Playing With the Party
Surprise, DMs! There’s no need to wait for someone else to narrate to have a chance at joining the party. And if the party is being too oblivious of the plot, it can be a great time to step in. There are a few tricks to creating a character that will follow and aid the party so closely, and some pitfalls to avoid.
If there’s a role that could be filled or a class no one has picked, that can be a great starting point for crafting this character. Create a character that complements the story but doesn’t drive it on their own. Find a balance in their personality, so that they don’t simply become the party’s pet, and are still fun to play. They can start as a simpleton and evolve like the rest of the party, or reveal more about themselves along the way. Keep in mind that they are a character like any other and should not have meta-game knowledge.
Time to Antagonize
Before creating an antagonist, the DM has to settle a few things about the main plot. Is the villain a concept rather than a person? Perhaps it’s a prophecy that needs to be stopped.
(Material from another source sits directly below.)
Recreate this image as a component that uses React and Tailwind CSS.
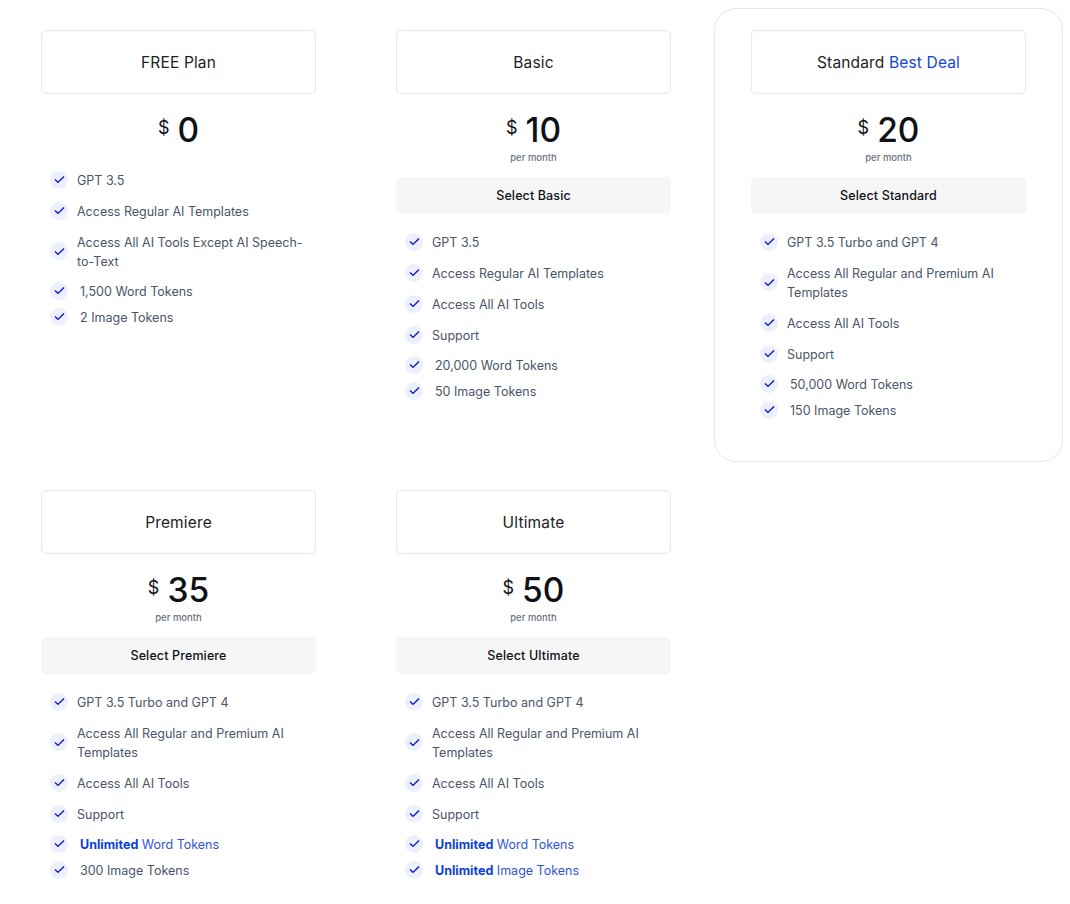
import React from 'react';

const plans = [
  {
    name: 'FREE Plan',
    price: '0',
    features: ['GPT 3.5', 'Access Regular AI Templates', 'Access All AI Tools Except AI Speech-to-Text'],
    words: '1,500',
    images: '2',
    free: true,
  },
  {
    name: 'Basic',
    price: '10',
    features: ['GPT 3.5', 'Access Regular AI Templates', 'Access All AI Tools', 'Support'],
    words: '20,000',
    images: '50',
  },
  {
    name: 'Standard',
    price: '20',
    deal: true,
    features: ['GPT 3.5 Turbo and GPT 4', 'Access All Regular and Premium AI Templates', 'Access All AI Tools', 'Support'],
    words: '50,000',
    images: '150',
  },
  {
    name: 'Premiere',
    price: '35',
    features: ['GPT 3.5 Turbo and GPT 4', 'Access All Regular and Premium AI Templates', 'Access All AI Tools', 'Support'],
    words: 'Unlimited',
    images: '300',
  },
  {
    name: 'Ultimate',
    price: '50',
    features: ['GPT 3.5 Turbo and GPT 4', 'Access All Regular and Premium AI Templates', 'Access All AI Tools', 'Support'],
    words: 'Unlimited',
    images: 'Unlimited',
  },
];

function Check() {
  return (
    <span className="flex h-[18px] w-[18px] shrink-0 items-center justify-center rounded-full bg-[#ebf0fc]">
      <svg width="11" height="9" viewBox="0 0 11 9" fill="none">
        <path d="M1 4.6 4 7.4 10 1.4" stroke="#1210cc" strokeWidth="1.4" />
      </svg>
    </span>
  );
}

function Tokens({ value, label }) {
  const unlimited = value === 'Unlimited';
  return (
    <li className="-mt-[1px] flex items-center gap-[12px]">
      <Check />
      <span className={`translate-y-[1px] ${unlimited ? 'text-[#2f55d4]' : ''}`}>
        <span className={unlimited ? 'font-bold text-[#0b3fd6]' : ''}>{value}</span> {label}
      </span>
    </li>
  );
}

function PlanCard({ plan }) {
  return (
    <div className={`h-[454px] rounded-[22px] border px-[36px] pt-[21px] ${plan.deal ? 'border-[#e5e7eb]' : 'border-transparent'}`}>
      <div className="flex h-[64px] items-center justify-center rounded-[5px] border border-[#e5e7eb] text-[15.5px] font-[420] tracking-[0.01em] text-[#1f2126]">
        <span className="translate-y-[1px]">
          {plan.name}
          {plan.deal && <span className="text-[#0f45d9]"> Best Deal</span>}
        </span>
      </div>
      <div className="mt-[19px] flex h-[36px] items-center justify-center text-[#0f1117]">
        <span className="mb-[6px] mr-[8px] text-[18px] leading-none">$</span>
        <span className="text-[33.5px] font-medium leading-none">{plan.price}</span>
      </div>
      {plan.free ? (
        <div className="h-[3px]" />
      ) : (
        <>
          <div className="mt-[2px] text-center text-[9.5px] font-medium leading-[14px] text-[#6b7280]">per month</div>
          <button className="mt-[12px] h-[37px] w-full rounded-[5px] bg-[#f6f6f6] pt-[2px] text-[12.5px] font-medium tracking-[0.01em] text-[#0f1117]">
            Select {plan.name}
          </button>
        </>
      )}
      <ul className="mt-[18px] flex flex-col gap-[12px] px-[9px] text-[12.5px] leading-[19px] text-[#4a5568]">
        {plan.features.map((f) => (
          <li key={f} className="flex items-center gap-[9px]">
            <Check />
            <span className="translate-y-[1px]">{f}</span>
          </li>
        ))}
        <Tokens value={plan.words} label="Word Tokens" />
        <div className="-mt-[4px]">
          <Tokens value={plan.images} label="Image Tokens" />
        </div>
      </ul>
    </div>
  );
}

export default function App() {
  return (
    <div className="min-h-screen bg-white font-['Inter',sans-serif]">
      <div className="grid grid-cols-[349px_349px_349px] gap-x-[6px] gap-y-[6px] pl-[4px] pt-[8px]">
        {plans.map((plan) => (
          <PlanCard key={plan.name} plan={plan} />
        ))}
      </div>
    </div>
  );
}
Will this character be a villain from the start, or become the villain later in the story? Is the villain one of the players?
There are many options that must be thought carefully, as the antagonist has a big influence over the plot. Villains can be confined in arcs, or be the antagonist of the entire plot. Is it an individual or a group of antagonists? Are they organized or working separately? These are all questions that can help with deciding who this entity will be, and are complementary to the other steps of this guide. You can also check out storytelling tips to make your campaign even more compelling. After that, spread some attributes and let the fun begin.